## Directive
Every line of the listing must be reproduced as it stands. Leave the images behind.

## Dataset extract
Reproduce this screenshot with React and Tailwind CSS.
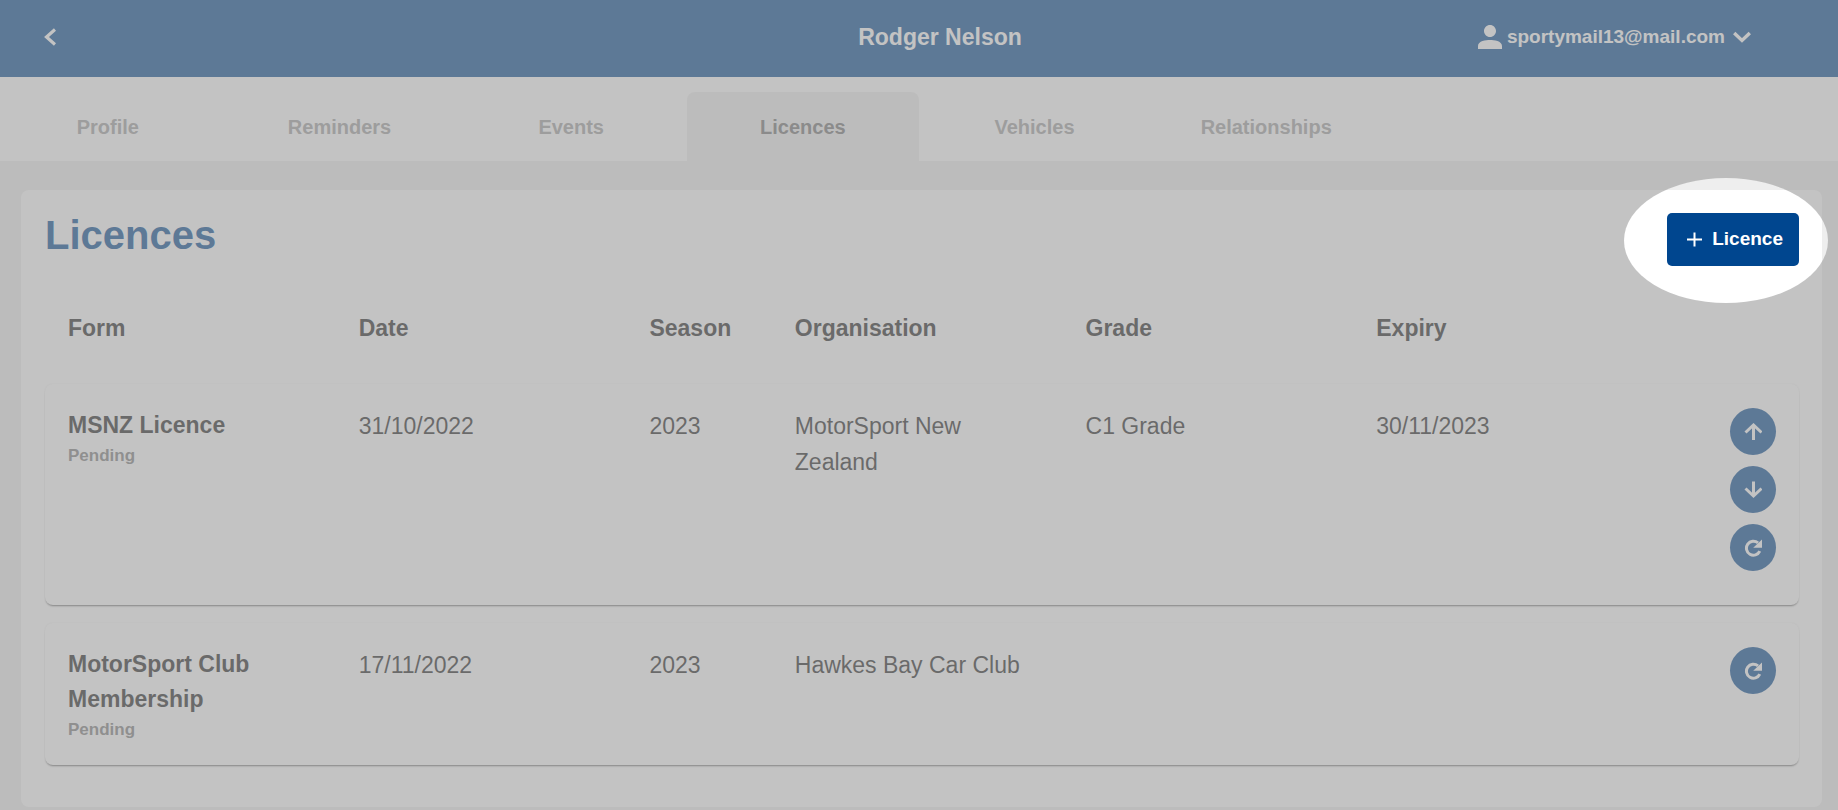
const TABS = ["Profile", "Reminders", "Events", "Licences", "Vehicles", "Relationships"];

const COLUMNS = ["Form", "Date", "Season", "Organisation", "Grade", "Expiry"];

const LICENCES = [
  {
    form: "MSNZ Licence",
    status: "Pending",
    date: "31/10/2022",
    season: "2023",
    organisation: "MotorSport New Zealand",
    grade: "C1 Grade",
    expiry: "30/11/2023",
    actions: ["upgrade", "downgrade", "renew"],
  },
  {
    form: "MotorSport Club Membership",
    status: "Pending",
    date: "17/11/2022",
    season: "2023",
    organisation: "Hawkes Bay Car Club",
    grade: "",
    expiry: "",
    actions: ["renew"],
  },
];

const ROW_GRID = "grid grid-cols-[40fr_40fr_20fr_40fr_40fr_55fr] px-[23px]";

function ActionIcon({ name }) {
  return (
    <svg
      viewBox="0 0 18 18"
      className="size-[18px]"
      fill="none"
      stroke="currentColor"
      strokeWidth="3"
      aria-hidden="true"
    >
      {name === "upgrade" && <path d="M9.500 17V2.500M1.500 9.500L9.500 2l8 7.500" />}
      {name === "downgrade" && <path d="M9.500 .5v14.500M1.500 7.500L9.500 15l8-7.500" />}
      {name === "renew" && (
        <>
          <path d="M15.800 12.200A7 7 0 1 1 14 3.900" />
          <path d="M18.200 .4V8.800H9.200z" fill="currentColor" stroke="none" />
        </>
      )}
    </svg>
  );
}

function Header() {
  return (
    <header className="grid h-[77px] grid-cols-[1fr_auto_1fr] items-center bg-[#00468f] pb-1 pl-[42px] text-white">
      <button type="button" aria-label="Back" className="justify-self-start">
        <svg viewBox="0 0 14 18" className="h-[18px] w-[14px]" fill="none" stroke="currentColor" strokeWidth="3.200">
          <path d="M13 1.500L4.500 9l8.500 7.500" />
        </svg>
      </button>
      <h1 className="text-[23px] leading-9 font-bold">Rodger Nelson</h1>
      <button type="button" className="flex items-center justify-self-end pr-[87px] text-[19px] leading-6 font-bold">
        <svg viewBox="4 4 16 16" className="mr-[5px] size-6" fill="currentColor" aria-hidden="true">
          <path d="M12 12c2.210 0 4-1.790 4-4s-1.790-4-4-4-4 1.790-4 4 1.790 4 4 4zm0 2c-2.670 0-8 .6-8 4v2h16v-2c0-3.400-5.330-4-8-4z" />
        </svg>
        sportymail13@mail.com
        <svg viewBox="0 0 18 12" className="ml-2 h-3 w-[18px]" fill="none" stroke="currentColor" strokeWidth="3.400" aria-hidden="true">
          <path d="M1.200 2L9 9.500 16.800 2" />
        </svg>
      </button>
    </header>
  );
}

function Tabs() {
  return (
    <nav className="bg-white pt-[15px]">
      <ul className="-ml-2 flex">
        {TABS.map((tab) => {
          const active = tab === "Licences";
          return (
            <li key={tab} className="w-[12.55%]">
              <a
                href="#"
                aria-current={active ? "page" : undefined}
                className={
                  "flex h-[69px] items-center justify-center rounded-t-lg text-[20px] font-bold " +
                  (active ? "bg-[#eeeeee] text-[#737373]" : "text-[#a0a0a0]")
                }
              >
                {tab}
              </a>
            </li>
          );
        })}
      </ul>
    </nav>
  );
}

function LicenceTable() {
  return (
    <table className="mt-11 block text-[23px] leading-9 text-[#222222]">
      <thead className="block pb-[38px]">
        <tr className={ROW_GRID}>
          {COLUMNS.map((column) => (
            <th key={column} scope="col" className="text-left font-bold">
              {column}
            </th>
          ))}
        </tr>
      </thead>
      <tbody className="flex flex-col gap-[18px]">
        {LICENCES.map((licence) => (
          <tr
            key={licence.form}
            className={
              ROW_GRID +
              " rounded-lg bg-white pt-6 pb-[22px] shadow-[0_2px_2px_-1px_rgba(0,0,0,0.6),0_0_2px_rgba(0,0,0,0.1)]"
            }
          >
            <td className="pr-12">
              <div className="leading-[35px] font-bold">{licence.form}</div>
              <div className="text-[17px] leading-[26px] font-bold text-[#7d7d7d]">{licence.status}</div>
            </td>
            <td>{licence.date}</td>
            <td>{licence.season}</td>
            <td className="pr-12">{licence.organisation}</td>
            <td>{licence.grade}</td>
            <td className="flex items-start justify-between">
              <span>{licence.expiry}</span>
              <div className="flex flex-col gap-[11px] pb-[12px]">
                {licence.actions.map((action) => (
                  <button
                    key={action}
                    type="button"
                    aria-label={action}
                    className="flex h-[47px] w-[46px] items-center justify-center rounded-[50%] bg-[#00468f] text-white"
                  >
                    <ActionIcon name={action} />
                  </button>
                ))}
              </div>
            </td>
          </tr>
        ))}
      </tbody>
    </table>
  );
}

export default function App() {
  return (
    <div className="relative min-h-screen overflow-hidden bg-[#eeeeee] font-['Liberation_Sans',Arial,sans-serif]">
      <Header />
      <Tabs />
      <main className="pt-[29px] pr-4 pb-[3px] pl-[21px]">
        <section className="rounded-lg bg-white pt-[23px] pr-[23px] pb-[42px] pl-6">
          <div className="flex items-start justify-between">
            <h2 className="text-[40px] leading-[44px] font-bold text-[#00468f]">Licences</h2>
            <div className="relative">
              <button
                type="button"
                className="flex h-[53px] items-center gap-[10px] rounded-[5px] bg-[#00468f] pr-4 pl-5 text-[19px] font-bold text-white"
              >
                <svg viewBox="0 0 15 15" className="size-[15px]" stroke="currentColor" strokeWidth="2" aria-hidden="true">
                  <path d="M7.500 .5v14M0 7.500h15" />
                </svg>
                Licence
              </button>
              {/* Spotlight: the spread shadow dims everything outside the ellipse */}
              <div className="pointer-events-none absolute -top-[35px] -right-[29px] z-10 h-[125px] w-[204px] rounded-[50%] shadow-[0_0_0_3000px_rgba(155,155,155,0.6)]" />
            </div>
          </div>
          <LicenceTable />
        </section>
      </main>
    </div>
  );
}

## Response to this exercise
Reproduce this screenshot with React and Tailwind CSS.
const TABS = ["Profile", "Reminders", "Events", "Licences", "Vehicles", "Relationships"];

const COLUMNS = ["Form", "Date", "Season", "Organisation", "Grade", "Expiry"];

const LICENCES = [
  {
    form: "MSNZ Licence",
    status: "Pending",
    date: "31/10/2022",
    season: "2023",
    organisation: "MotorSport New Zealand",
    grade: "C1 Grade",
    expiry: "30/11/2023",
    actions: ["upgrade", "downgrade", "renew"],
  },
  {
    form: "MotorSport Club Membership",
    status: "Pending",
    date: "17/11/2022",
    season: "2023",
    organisation: "Hawkes Bay Car Club",
    grade: "",
    expiry: "",
    actions: ["renew"],
  },
];

const ROW_GRID = "grid grid-cols-[40fr_40fr_20fr_40fr_40fr_55fr] px-[23px]";

function ActionIcon({ name }) {
  return (
    <svg
      viewBox="0 0 18 18"
      className="size-[18px]"
      fill="none"
      stroke="currentColor"
      strokeWidth="3"
      aria-hidden="true"
    >
      {name === "upgrade" && <path d="M9.500 17V2.500M1.500 9.500L9.500 2l8 7.500" />}
      {name === "downgrade" && <path d="M9.500 .5v14.500M1.500 7.500L9.500 15l8-7.500" />}
      {name === "renew" && (
        <>
          <path d="M15.800 12.200A7 7 0 1 1 14 3.900" />
          <path d="M18.200 .4V8.800H9.200z" fill="currentColor" stroke="none" />
        </>
      )}
    </svg>
  );
}

function Header() {
  return (
    <header className="grid h-[77px] grid-cols-[1fr_auto_1fr] items-center bg-[#00468f] pb-1 pl-[42px] text-white">
      <button type="button" aria-label="Back" className="justify-self-start">
        <svg viewBox="0 0 14 18" className="h-[18px] w-[14px]" fill="none" stroke="currentColor" strokeWidth="3.200">
          <path d="M13 1.500L4.500 9l8.500 7.500" />
        </svg>
      </button>
      <h1 className="text-[23px] leading-9 font-bold">Rodger Nelson</h1>
      <button type="button" className="flex items-center justify-self-end pr-[87px] text-[19px] leading-6 font-bold">
        <svg viewBox="4 4 16 16" className="mr-[5px] size-6" fill="currentColor" aria-hidden="true">
          <path d="M12 12c2.210 0 4-1.790 4-4s-1.790-4-4-4-4 1.790-4 4 1.790 4 4 4zm0 2c-2.670 0-8 .6-8 4v2h16v-2c0-3.400-5.330-4-8-4z" />
        </svg>
        sportymail13@mail.com
        <svg viewBox="0 0 18 12" className="ml-2 h-3 w-[18px]" fill="none" stroke="currentColor" strokeWidth="3.400" aria-hidden="true">
          <path d="M1.200 2L9 9.500 16.800 2" />
        </svg>
      </button>
    </header>
  );
}

function Tabs() {
  return (
    <nav className="bg-white pt-[15px]">
      <ul className="-ml-2 flex">
        {TABS.map((tab) => {
          const active = tab === "Licences";
          return (
            <li key={tab} className="w-[12.55%]">
              <a
                href="#"
                aria-current={active ? "page" : undefined}
                className={
                  "flex h-[69px] items-center justify-center rounded-t-lg text-[20px] font-bold " +
                  (active ? "bg-[#eeeeee] text-[#737373]" : "text-[#a0a0a0]")
                }
              >
                {tab}
              </a>
            </li>
          );
        })}
      </ul>
    </nav>
  );
}

function LicenceTable() {
  return (
    <table className="mt-11 block text-[23px] leading-9 text-[#222222]">
      <thead className="block pb-[38px]">
        <tr className={ROW_GRID}>
          {COLUMNS.map((column) => (
            <th key={column} scope="col" className="text-left font-bold">
              {column}
            </th>
          ))}
        </tr>
      </thead>
      <tbody className="flex flex-col gap-[18px]">
        {LICENCES.map((licence) => (
          <tr
            key={licence.form}
            className={
              ROW_GRID +
              " rounded-lg bg-white pt-6 pb-[22px] shadow-[0_2px_2px_-1px_rgba(0,0,0,0.6),0_0_2px_rgba(0,0,0,0.1)]"
            }
          >
            <td className="pr-12">
              <div className="leading-[35px] font-bold">{licence.form}</div>
              <div className="text-[17px] leading-[26px] font-bold text-[#7d7d7d]">{licence.status}</div>
            </td>
            <td>{licence.date}</td>
            <td>{licence.season}</td>
            <td className="pr-12">{licence.organisation}</td>
            <td>{licence.grade}</td>
            <td className="flex items-start justify-between">
              <span>{licence.expiry}</span>
              <div className="flex flex-col gap-[11px] pb-[12px]">
                {licence.actions.map((action) => (
                  <button
                    key={action}
                    type="button"
                    aria-label={action}
                    className="flex h-[47px] w-[46px] items-center justify-center rounded-[50%] bg-[#00468f] text-white"
                  >
                    <ActionIcon name={action} />
                  </button>
                ))}
              </div>
            </td>
          </tr>
        ))}
      </tbody>
    </table>
  );
}

export default function App() {
  return (
    <div className="relative min-h-screen overflow-hidden bg-[#eeeeee] font-['Liberation_Sans',Arial,sans-serif]">
      <Header />
      <Tabs />
      <main className="pt-[29px] pr-4 pb-[3px] pl-[21px]">
        <section className="rounded-lg bg-white pt-[23px] pr-[23px] pb-[42px] pl-6">
          <div className="flex items-start justify-between">
            <h2 className="text-[40px] leading-[44px] font-bold text-[#00468f]">Licences</h2>
            <div className="relative">
              <button
                type="button"
                className="flex h-[53px] items-center gap-[10px] rounded-[5px] bg-[#00468f] pr-4 pl-5 text-[19px] font-bold text-white"
              >
                <svg viewBox="0 0 15 15" className="size-[15px]" stroke="currentColor" strokeWidth="2" aria-hidden="true">
                  <path d="M7.500 .5v14M0 7.500h15" />
                </svg>
                Licence
              </button>
              {/* Spotlight: the spread shadow dims everything outside the ellipse */}
              <div className="pointer-events-none absolute -top-[35px] -right-[29px] z-10 h-[125px] w-[204px] rounded-[50%] shadow-[0_0_0_3000px_rgba(155,155,155,0.6)]" />
            </div>
          </div>
          <LicenceTable />
        </section>
      </main>
    </div>
  );
}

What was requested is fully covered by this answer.